Book Review: The Faith Instinct: How Religion Evolved & Why It Endures by Nicholas Wade
Review by Bruce Bower
By Science News
Several recent best sellers in the natural and social sciences have portrayed religious belief as irrational and even downright harmful. In his new book, Wade gives faith a reprieve. He argues that religion served crucial purposes in ancient societies and, via evolution, became ingrained in the human brain.
Wade offers a respectful outlook on humanity’s faith in gods and supernatural powers, while not shying away from the darker side of religious convictions, including wars and inquisitions. But his notion that natural selection equipped human brains with an innate system for learning religion is speculative.
Beginning at least 50,000 years ago, bands of hunter-gatherers acted according to religious rules and rituals, Wade proposes.

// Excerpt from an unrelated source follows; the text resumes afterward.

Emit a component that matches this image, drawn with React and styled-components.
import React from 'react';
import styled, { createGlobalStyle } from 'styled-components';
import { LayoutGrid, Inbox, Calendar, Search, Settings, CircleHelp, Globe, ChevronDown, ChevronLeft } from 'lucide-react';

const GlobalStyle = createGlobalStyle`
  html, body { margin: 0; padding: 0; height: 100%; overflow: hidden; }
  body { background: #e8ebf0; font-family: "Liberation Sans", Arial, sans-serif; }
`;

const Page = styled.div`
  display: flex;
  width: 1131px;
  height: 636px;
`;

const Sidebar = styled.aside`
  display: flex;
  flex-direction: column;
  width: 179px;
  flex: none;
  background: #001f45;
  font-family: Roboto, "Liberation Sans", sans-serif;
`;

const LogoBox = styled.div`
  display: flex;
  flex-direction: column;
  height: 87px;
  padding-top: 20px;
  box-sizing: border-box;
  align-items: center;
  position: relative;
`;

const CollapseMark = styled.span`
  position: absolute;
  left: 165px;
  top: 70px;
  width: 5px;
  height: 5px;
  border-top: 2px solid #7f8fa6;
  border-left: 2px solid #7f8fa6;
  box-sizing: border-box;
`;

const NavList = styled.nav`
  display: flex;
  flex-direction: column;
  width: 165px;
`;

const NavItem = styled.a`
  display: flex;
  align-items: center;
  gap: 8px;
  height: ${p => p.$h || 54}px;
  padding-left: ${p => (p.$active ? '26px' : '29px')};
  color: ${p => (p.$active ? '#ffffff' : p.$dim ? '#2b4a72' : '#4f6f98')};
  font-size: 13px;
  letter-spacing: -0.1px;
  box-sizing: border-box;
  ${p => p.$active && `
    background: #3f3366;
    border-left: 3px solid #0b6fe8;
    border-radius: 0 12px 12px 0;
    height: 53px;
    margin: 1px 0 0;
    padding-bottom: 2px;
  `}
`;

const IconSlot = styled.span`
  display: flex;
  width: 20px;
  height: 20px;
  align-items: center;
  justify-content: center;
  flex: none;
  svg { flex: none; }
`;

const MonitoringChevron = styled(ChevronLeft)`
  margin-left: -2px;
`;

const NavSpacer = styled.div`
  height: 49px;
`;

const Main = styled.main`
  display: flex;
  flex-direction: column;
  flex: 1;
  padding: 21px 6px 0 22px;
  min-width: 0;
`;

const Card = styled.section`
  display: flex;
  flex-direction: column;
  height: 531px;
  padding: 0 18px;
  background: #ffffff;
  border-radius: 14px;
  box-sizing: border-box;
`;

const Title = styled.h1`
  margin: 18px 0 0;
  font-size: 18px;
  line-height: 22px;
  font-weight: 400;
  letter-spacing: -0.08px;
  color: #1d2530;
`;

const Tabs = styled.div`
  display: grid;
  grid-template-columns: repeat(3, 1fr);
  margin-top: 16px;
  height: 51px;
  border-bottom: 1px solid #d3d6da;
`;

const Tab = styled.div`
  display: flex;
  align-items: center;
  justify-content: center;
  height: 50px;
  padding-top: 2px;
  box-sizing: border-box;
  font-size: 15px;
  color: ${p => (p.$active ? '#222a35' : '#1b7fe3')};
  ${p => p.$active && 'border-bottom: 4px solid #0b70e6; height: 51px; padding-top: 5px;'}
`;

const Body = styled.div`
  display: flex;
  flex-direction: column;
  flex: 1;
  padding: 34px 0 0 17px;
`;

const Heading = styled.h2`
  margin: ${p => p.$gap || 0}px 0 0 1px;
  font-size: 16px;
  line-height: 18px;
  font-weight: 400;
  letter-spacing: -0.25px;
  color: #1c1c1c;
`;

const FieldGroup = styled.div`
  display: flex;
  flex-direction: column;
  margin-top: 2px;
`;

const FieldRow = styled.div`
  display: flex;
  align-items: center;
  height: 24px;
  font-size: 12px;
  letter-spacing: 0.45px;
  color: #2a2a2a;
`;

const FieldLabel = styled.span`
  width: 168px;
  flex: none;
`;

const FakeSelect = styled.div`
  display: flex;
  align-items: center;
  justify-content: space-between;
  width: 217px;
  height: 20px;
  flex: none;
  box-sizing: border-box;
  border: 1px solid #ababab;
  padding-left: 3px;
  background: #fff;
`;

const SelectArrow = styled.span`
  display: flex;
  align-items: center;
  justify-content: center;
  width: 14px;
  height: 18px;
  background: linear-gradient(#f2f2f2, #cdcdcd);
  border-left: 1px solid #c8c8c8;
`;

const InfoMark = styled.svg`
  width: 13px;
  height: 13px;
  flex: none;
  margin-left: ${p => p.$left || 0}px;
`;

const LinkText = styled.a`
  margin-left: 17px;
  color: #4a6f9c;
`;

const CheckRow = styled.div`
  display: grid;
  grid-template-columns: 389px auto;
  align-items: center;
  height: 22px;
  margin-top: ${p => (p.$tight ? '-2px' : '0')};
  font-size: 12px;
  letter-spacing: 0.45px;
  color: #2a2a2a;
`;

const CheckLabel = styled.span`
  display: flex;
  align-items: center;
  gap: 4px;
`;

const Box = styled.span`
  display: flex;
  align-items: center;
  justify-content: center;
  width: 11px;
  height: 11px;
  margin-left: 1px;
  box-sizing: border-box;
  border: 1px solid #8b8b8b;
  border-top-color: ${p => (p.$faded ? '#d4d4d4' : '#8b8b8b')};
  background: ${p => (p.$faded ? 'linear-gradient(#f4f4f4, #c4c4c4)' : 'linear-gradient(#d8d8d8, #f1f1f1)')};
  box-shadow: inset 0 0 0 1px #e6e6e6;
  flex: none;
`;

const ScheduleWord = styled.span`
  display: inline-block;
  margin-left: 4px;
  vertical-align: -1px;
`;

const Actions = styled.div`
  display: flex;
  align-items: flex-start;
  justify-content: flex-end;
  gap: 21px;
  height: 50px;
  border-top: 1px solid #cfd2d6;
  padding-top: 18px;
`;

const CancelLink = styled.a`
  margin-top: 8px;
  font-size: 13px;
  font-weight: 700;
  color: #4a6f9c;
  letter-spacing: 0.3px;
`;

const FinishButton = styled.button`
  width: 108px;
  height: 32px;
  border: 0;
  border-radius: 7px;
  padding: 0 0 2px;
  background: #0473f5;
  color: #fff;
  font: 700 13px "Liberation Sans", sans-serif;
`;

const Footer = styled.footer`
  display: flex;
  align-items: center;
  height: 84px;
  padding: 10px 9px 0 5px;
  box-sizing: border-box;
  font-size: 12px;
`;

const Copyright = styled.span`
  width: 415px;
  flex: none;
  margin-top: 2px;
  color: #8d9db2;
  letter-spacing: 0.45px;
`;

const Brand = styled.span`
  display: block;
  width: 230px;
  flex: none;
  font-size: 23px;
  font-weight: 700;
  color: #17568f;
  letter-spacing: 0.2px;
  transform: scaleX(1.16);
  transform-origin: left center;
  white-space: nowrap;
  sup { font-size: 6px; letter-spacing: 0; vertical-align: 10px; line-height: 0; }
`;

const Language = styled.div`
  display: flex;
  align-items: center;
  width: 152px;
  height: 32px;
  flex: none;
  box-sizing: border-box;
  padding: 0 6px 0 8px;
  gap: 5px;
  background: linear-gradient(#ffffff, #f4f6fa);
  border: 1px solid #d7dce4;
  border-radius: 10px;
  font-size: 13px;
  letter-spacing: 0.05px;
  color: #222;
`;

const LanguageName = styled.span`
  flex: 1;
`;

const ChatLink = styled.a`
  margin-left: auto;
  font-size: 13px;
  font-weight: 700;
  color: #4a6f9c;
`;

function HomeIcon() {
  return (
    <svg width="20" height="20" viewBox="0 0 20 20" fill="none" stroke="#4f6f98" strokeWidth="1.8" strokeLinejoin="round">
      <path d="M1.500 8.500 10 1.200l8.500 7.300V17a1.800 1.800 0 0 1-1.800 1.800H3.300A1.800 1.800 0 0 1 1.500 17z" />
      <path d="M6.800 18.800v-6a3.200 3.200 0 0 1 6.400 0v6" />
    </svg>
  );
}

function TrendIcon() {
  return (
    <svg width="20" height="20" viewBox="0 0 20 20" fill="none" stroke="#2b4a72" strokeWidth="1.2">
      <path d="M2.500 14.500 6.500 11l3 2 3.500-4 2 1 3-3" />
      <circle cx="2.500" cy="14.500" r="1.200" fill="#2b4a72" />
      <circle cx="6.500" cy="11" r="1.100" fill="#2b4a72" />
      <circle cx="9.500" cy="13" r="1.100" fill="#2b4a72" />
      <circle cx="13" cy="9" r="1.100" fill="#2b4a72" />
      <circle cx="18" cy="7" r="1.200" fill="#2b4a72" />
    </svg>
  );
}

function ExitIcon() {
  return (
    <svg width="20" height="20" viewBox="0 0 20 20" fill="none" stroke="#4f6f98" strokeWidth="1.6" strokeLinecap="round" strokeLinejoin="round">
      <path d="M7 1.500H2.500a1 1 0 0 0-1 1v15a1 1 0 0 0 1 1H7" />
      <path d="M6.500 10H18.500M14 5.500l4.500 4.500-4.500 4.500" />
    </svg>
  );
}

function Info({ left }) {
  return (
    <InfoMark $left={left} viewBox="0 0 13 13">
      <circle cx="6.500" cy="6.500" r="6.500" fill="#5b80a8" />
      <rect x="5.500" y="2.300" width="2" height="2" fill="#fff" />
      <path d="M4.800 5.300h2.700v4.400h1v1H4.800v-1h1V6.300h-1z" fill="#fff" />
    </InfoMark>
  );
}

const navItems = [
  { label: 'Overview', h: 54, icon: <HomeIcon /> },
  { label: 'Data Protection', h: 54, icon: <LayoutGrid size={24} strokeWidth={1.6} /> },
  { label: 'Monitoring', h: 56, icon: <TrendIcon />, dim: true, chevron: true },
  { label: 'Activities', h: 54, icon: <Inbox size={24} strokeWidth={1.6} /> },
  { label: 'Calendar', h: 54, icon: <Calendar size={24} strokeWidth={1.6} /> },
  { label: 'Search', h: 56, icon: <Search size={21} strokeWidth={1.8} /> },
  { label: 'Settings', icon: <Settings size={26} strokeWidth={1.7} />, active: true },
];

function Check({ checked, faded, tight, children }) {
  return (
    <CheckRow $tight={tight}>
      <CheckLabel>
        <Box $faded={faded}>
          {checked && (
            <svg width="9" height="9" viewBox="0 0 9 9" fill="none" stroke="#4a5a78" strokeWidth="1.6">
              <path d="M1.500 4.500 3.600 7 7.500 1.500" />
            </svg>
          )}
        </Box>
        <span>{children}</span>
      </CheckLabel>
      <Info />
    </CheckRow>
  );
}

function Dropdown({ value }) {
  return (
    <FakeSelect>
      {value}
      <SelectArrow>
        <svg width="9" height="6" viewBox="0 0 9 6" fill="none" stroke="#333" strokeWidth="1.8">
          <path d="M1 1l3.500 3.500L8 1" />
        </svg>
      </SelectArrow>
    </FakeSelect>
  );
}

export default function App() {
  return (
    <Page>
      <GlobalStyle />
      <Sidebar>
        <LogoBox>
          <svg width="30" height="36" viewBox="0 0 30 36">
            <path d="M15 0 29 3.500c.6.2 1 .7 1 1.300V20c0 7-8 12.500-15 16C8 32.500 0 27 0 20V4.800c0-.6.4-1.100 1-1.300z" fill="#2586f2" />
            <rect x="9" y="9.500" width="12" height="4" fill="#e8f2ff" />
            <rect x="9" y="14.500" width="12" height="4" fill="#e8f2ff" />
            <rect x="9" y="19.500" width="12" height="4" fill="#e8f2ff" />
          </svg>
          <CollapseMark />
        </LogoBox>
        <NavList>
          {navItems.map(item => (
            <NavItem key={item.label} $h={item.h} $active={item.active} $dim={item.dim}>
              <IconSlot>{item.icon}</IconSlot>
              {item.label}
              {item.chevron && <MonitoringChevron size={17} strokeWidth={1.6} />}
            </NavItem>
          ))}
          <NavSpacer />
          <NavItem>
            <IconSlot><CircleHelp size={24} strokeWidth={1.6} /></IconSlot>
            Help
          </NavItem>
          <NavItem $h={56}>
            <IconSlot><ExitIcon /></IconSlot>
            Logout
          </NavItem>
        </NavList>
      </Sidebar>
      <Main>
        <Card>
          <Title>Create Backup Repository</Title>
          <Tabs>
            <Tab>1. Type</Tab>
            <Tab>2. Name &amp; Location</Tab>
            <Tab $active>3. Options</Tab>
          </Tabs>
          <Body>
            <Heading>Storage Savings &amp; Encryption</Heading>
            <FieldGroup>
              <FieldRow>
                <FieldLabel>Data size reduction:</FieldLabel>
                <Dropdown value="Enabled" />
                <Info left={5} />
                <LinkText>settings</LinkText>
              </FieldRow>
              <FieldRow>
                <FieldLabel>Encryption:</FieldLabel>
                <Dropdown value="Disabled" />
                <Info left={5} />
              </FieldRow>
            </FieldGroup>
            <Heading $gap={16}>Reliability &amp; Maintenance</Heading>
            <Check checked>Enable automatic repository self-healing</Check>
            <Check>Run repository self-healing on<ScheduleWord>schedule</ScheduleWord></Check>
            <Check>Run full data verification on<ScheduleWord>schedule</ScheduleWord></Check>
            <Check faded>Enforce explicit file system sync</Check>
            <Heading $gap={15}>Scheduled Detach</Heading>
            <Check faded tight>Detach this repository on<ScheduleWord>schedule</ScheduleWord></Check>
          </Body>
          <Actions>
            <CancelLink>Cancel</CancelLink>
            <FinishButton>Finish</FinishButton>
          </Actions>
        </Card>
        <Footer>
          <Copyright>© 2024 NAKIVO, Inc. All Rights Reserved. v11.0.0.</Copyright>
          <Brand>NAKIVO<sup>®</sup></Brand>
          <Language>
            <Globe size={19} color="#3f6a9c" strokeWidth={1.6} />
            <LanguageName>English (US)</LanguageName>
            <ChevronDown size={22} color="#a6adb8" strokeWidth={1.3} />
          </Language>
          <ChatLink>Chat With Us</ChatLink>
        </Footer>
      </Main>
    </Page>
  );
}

Religion fostered moral standards that held groups together. The societies that benefited most from the unifying power of shared beliefs outcompeted rivals and thus left more survivors, Wade writes, and so genes underlying a brain-based “faith instinct” proliferated.
Wade, a science journalist, grounds his ideas on two controversial assumptions: that natural selection acts on groups, not just individuals, and that genes can provide the basis for faith.
Wade’s thesis will generate at least as much dispute as has the notion of a language instinct, which he also embraces. Beliefs in higher powers may get built from basic forms of interpersonal and social learning, not from a preset brain circuit, some social scientists argue. Heaven knows, some fascinating research lies ahead.
Penguin Press, 2009, 320 p., $25.95.